What are some natural pesticides:
• Neem oil
• BT, or Bacillus Thuringiensis
• Diatomaceous earth
• Garlic ground and added to a spray
• Hot peppers ground and added to water sprays
See the link above for some other solutions. Bugs can do a number on any plant in a matter of hours. Now is the time to check your tomato plants for hornworms which can eat down leaves of a whole tomato plant. One solution for hornworms is to sprinkle with a jar full of flour and a lid with punched out holes. Hornworms have to be pulled off and squashed…or save them in a jar and throw them to the chickens in the back of the yard at the farm….they LOVE them.
Are you cutting herbs? They are not fully grown but we do have a good assortment of herbs for your use:
• Greek oregano • Lemon thyme • Dill
• Italian oregano • Pineapple sage • 2 kinds of parsley
• Rosemary • Aloe
• Chives • Cilantro
Please pinch off or cut little sprigs from our herbs to take home and cook with. What a difference to use fresh herbs in your recipes!

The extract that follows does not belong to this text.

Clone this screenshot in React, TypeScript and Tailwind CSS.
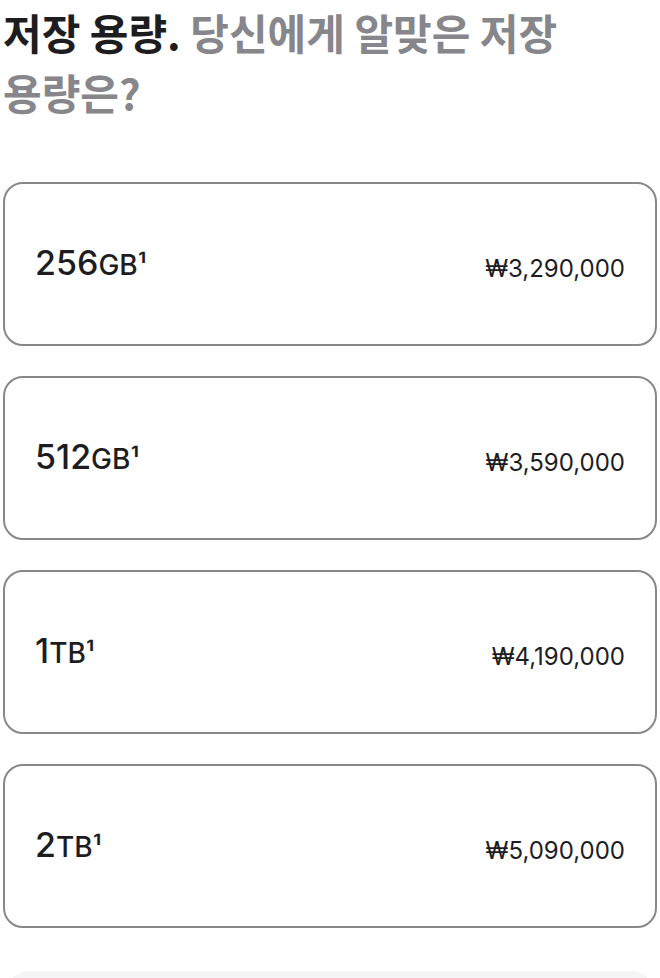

Thanks for parking in the field on Saturdays. You may drive down to the top of your row by the pond if you need to unload things then park where the public parking is for the market. This frees up space for our vendors to unload and park their cars for the market.
Dogs at the garden? Some of you have asked about bringing dogs to the garden. Yes, they may come if you keep them on a lease at all times and clean up after them. They are not allowed in the equestrian barn for obvious risk factors. Please anchor them in the dirt by the garden area and not by any of the rows. Don’t you wish we could teach them to weed?